Building B2B buyer personas in 2026 means moving past the demographic worksheet and laddering persona work all the way through buying committee mapping, signal capture, message-to-persona fit, and per-persona activation. The five-step playbook below replaces the JTBD-only template with something marketing leaders can actually run inside an ICP refresh: mine signals from CRM and win-loss, run real interviews, build a role-buying-trigger map, score persona-message fit, then activate per persona inside campaigns.
Full disclosure: Abmatic AI sells an account-based marketing platform that activates campaigns against buying committees, not just personas. We have skin in the game — but the playbook below works with any stack, including HubSpot, Salesforce, 6sense, Demandbase, Clay, or a spreadsheet. If you'd rather see how Abmatic operationalizes this end-to-end, book a demo.
Most persona docs in B2B SaaS look the same. A name like "Marketing Mary," a stock photo, three pain points, three goals, and a JTBD statement. Then the doc gets uploaded to Notion and never opened again. Sales doesn't read it. Demand gen doesn't use it. The CMO references it once during the next QBR and the cycle repeats.
The failure mode isn't laziness. It's that persona work in B2B got copied wholesale from B2C, where one buyer makes one decision. In B2B, six to ten people are in the room — per the most-cited Gartner buying-group research from the last several years, B2B purchases routinely involve a buying group of that size — and a persona that ignores the rest of the committee is a persona that can't drive pipeline.
The other failure: most personas describe the buyer at rest. Demographics, job title, tools they use. They don't describe the buyer in motion — what triggered the search, what they're comparing, what would make them pick up the phone.
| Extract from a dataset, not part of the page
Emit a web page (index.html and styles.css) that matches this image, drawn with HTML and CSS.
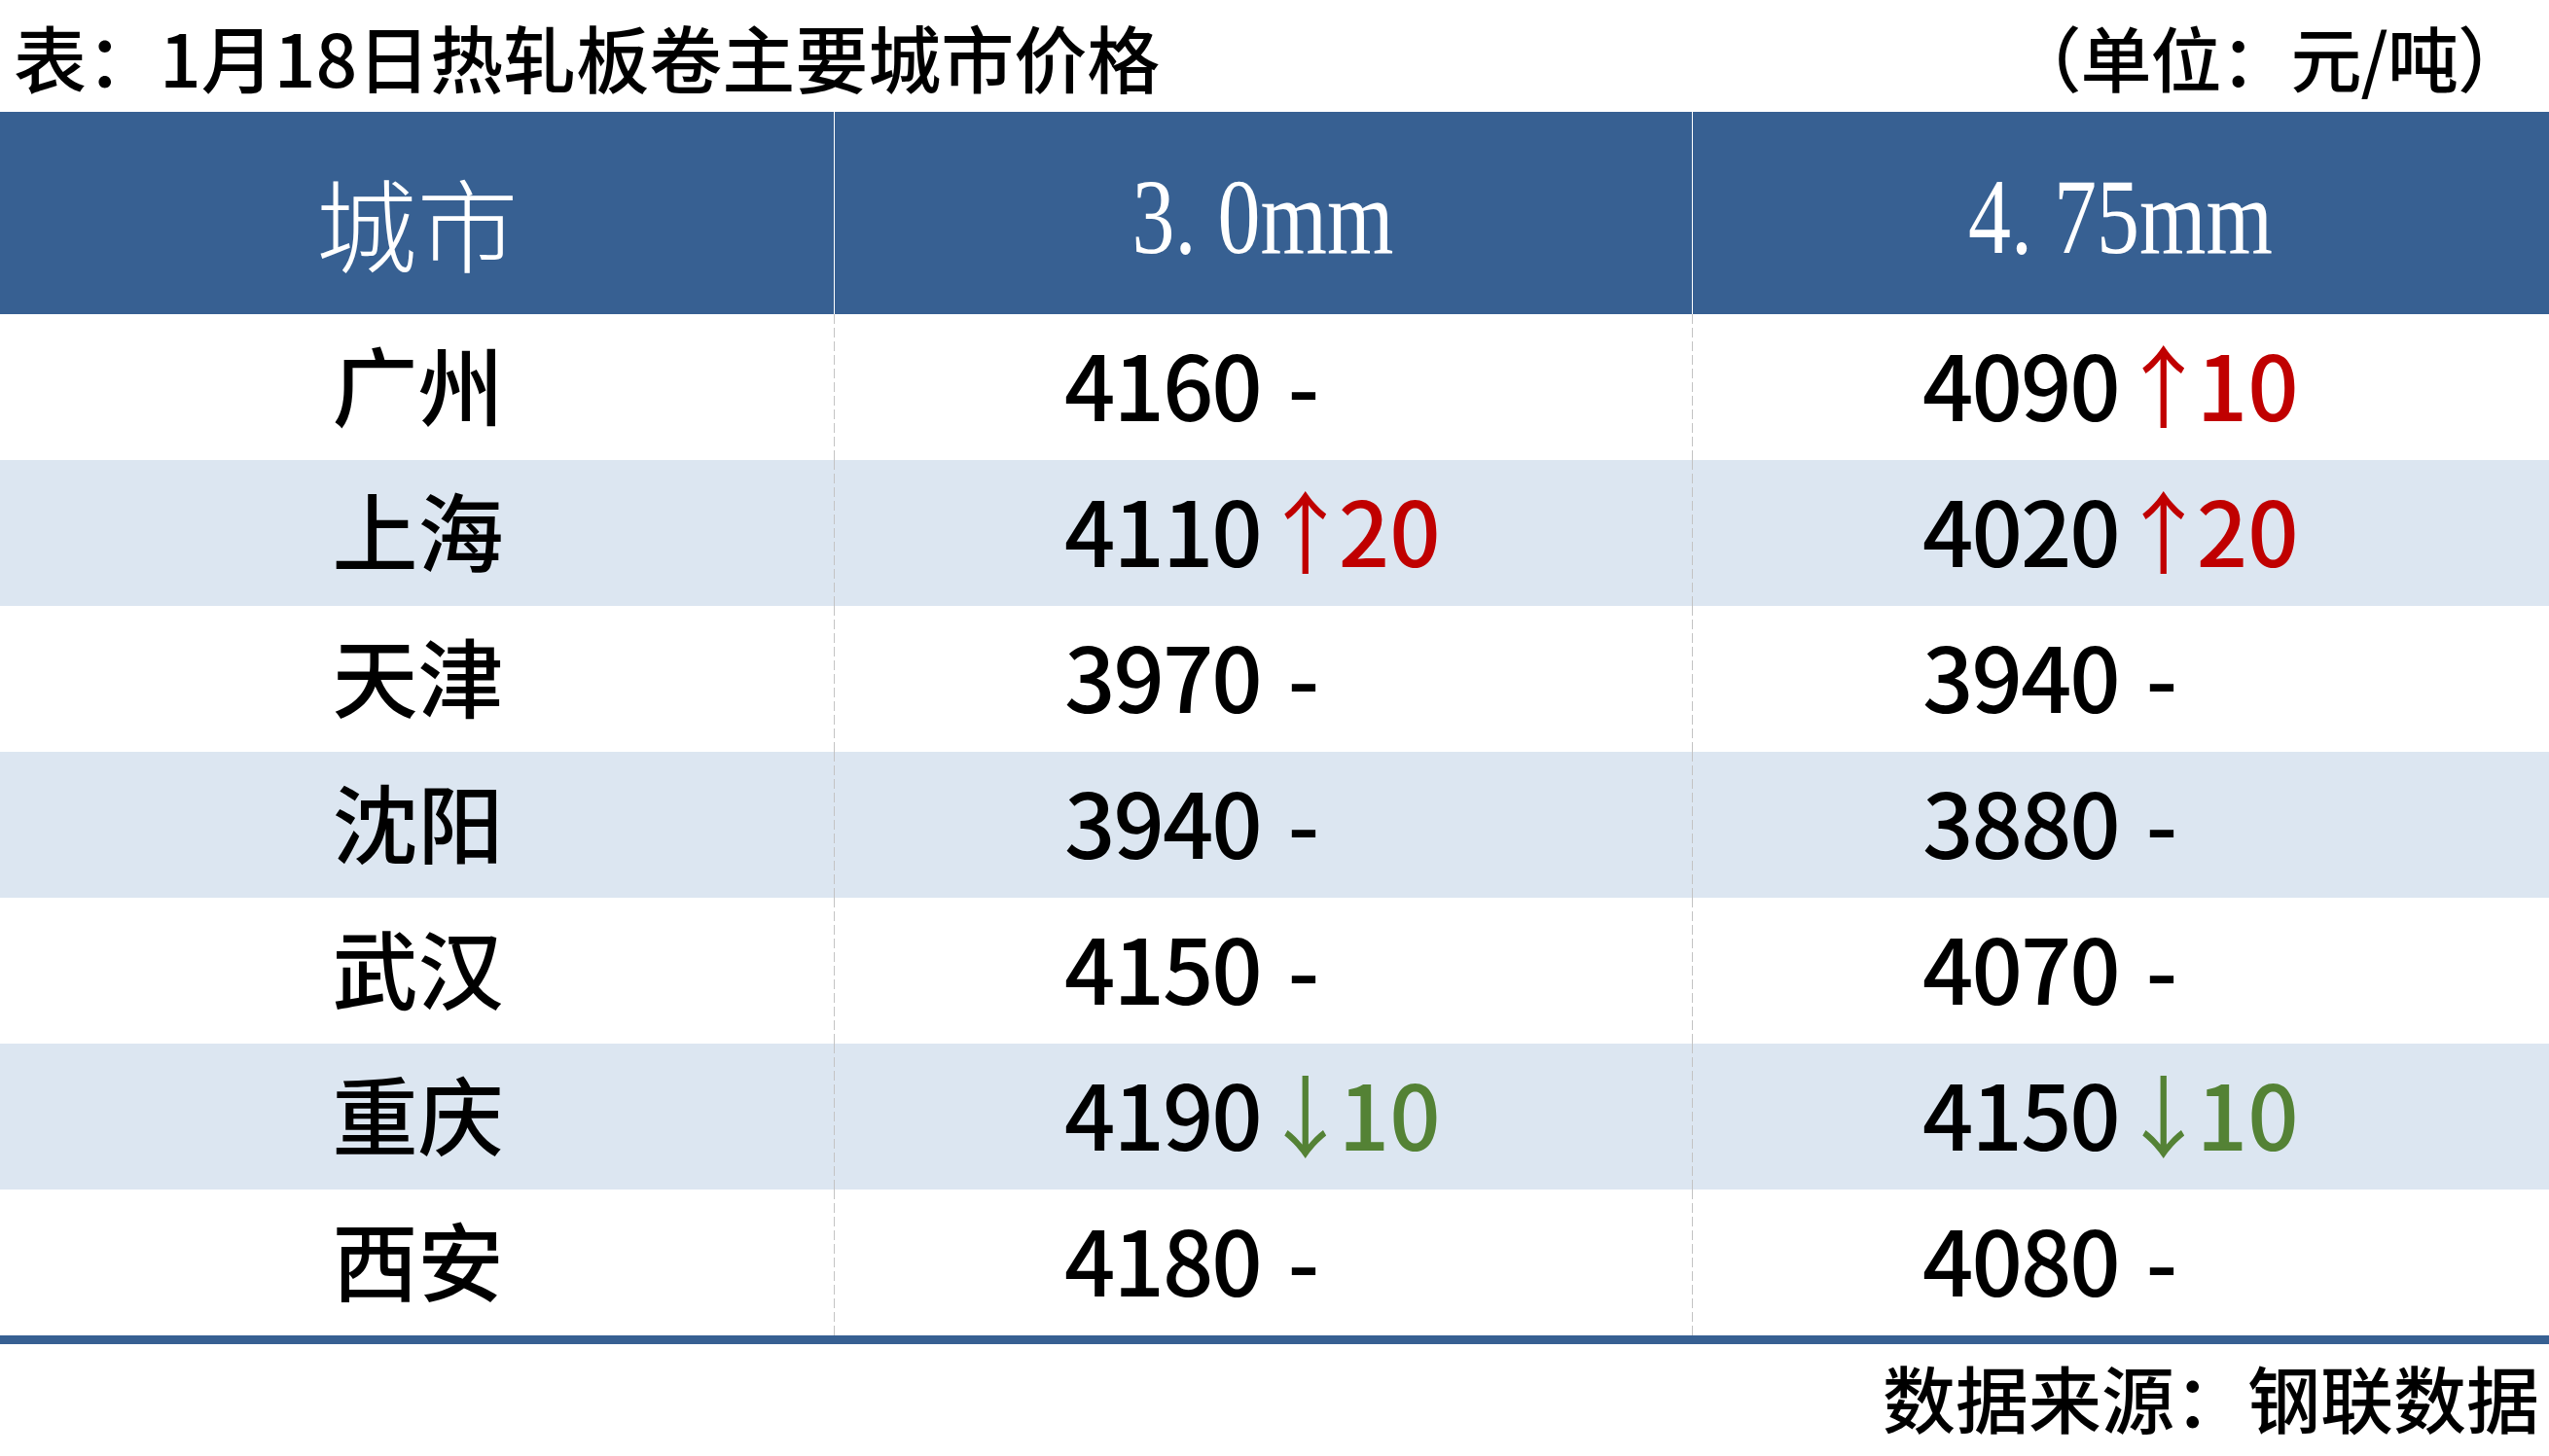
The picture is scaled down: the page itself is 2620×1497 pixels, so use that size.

That's the part that matters for activation.
This guide ladders persona work through five stages, in order:
If you've already nailed your ICP, this is the next layer down. (If you haven't, start with our how-to-build-an-ICP guide and come back here.)
The single biggest unlock in modern persona work is starting from data you already own. Most teams jump to interviews first, which means they either talk to the wrong people or ask the wrong questions. Mine first, interview second.
Pull from at least four sources before you write a single persona hypothesis:
For B2B teams running on HubSpot or Salesforce, this is a one-day pull. Write four queries: "contacts on closed-won deals last 12 months grouped by title," "contacts on closed-lost deals last 12 months grouped by title and loss reason," "first-touch sources by deal size band," and "support tickets in first 30 days grouped by ARR band." That's your starting hypothesis set.
Three patterns to extract:
By the end of step 1, you should have three to five hypothesis personas with rough committee maps and a list of suspected triggers. This is your interview prep.
The 2016-era JTBD worksheet ("when I'm doing X, I want to do Y, so I can Z") is still useful — but the way most teams run JTBD in B2B is broken. They interview prospects, who lie. They interview customers a year in, who rationalize. The actionable interview is the recent buyer: someone who closed in the last 60–90 days and remembers the switch moment.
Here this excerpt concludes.